O professor reforça que a manutenção dessas preparações culinárias é resultado de saberes transmitidos de geração em geração, especialmente pelas mulheres, que desempenhavam um papel central na manutenção dessas práticas. “Em muitas famílias, a cozinha era vista como um espaço feminino, onde as mães e avós ensinavam suas noras, filhas e netas a preparar os pratos tradicionais. Este processo de transmissão de saberes não apenas mantinha viva a culinária alemã, mas também reforçava os laços familiares e comunitários.”
Apesar das mudanças com o passar dos anos, Simon enfatiza que muitos aspectos das receitas originais foram preservados, principalmente devido à valorização da identidade cultural e dos sabores tradicionais. “A resistência à homogeneização alimentar, especialmente nas áreas rurais, ajudou a manter viva a essência dessas práticas culinárias”, afirma.
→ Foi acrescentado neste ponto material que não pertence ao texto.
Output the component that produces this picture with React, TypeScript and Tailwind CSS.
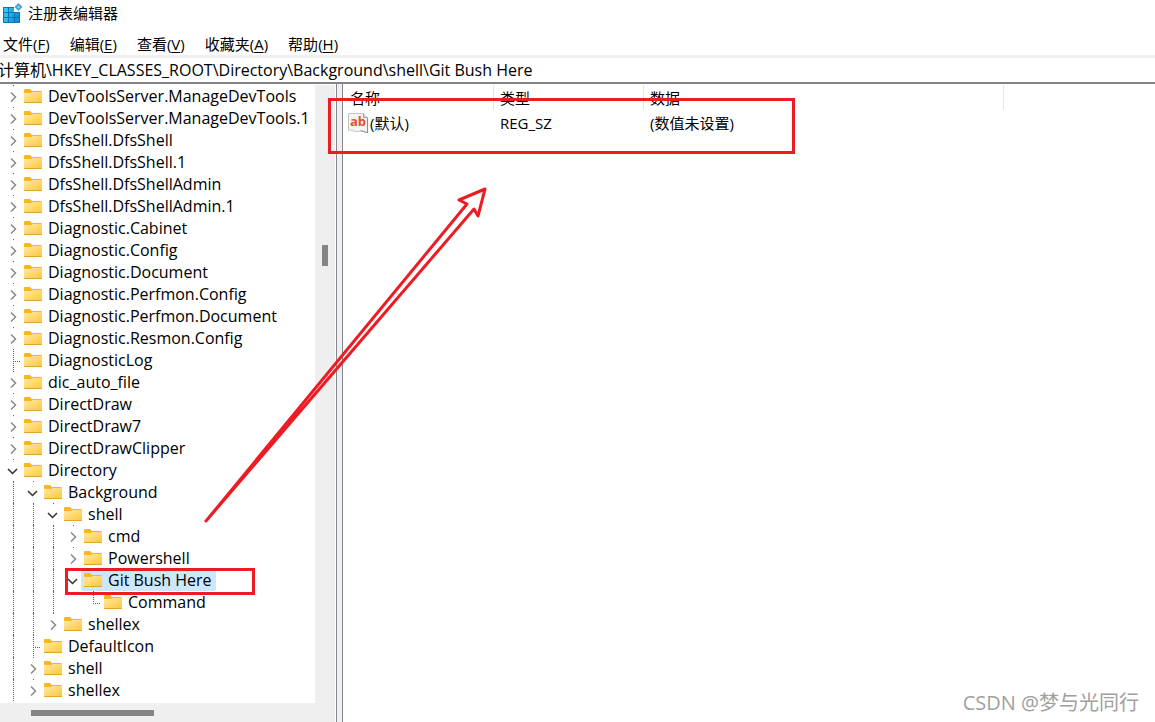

O professor também cita que as festividades gastronômicas locais, quermesses e Festa das Cucas ainda desempenham um papel importante na preservação e na celebração da culinária alemã, promovendo o consumo, apreciação e manutenção de preparações culinárias tradicionais.
Além dos ingredientes, as técnicas de preparo também sofreram influências e adaptações. O uso de fornos a lenha, por exemplo, é uma prática que se manteve devido à abundância de madeira e à facilidade de construção desses fornos nas propriedades.
“A culinária dessas colônias reflete a miscigenação de culturas e a capacidade de adaptação dos imigrantes, consolidando um patrimônio cultural. A influência da cultura e gastronomia alemã é extensa e significativa, refletindo-se em vários pratos e hábitos alimentares locais.”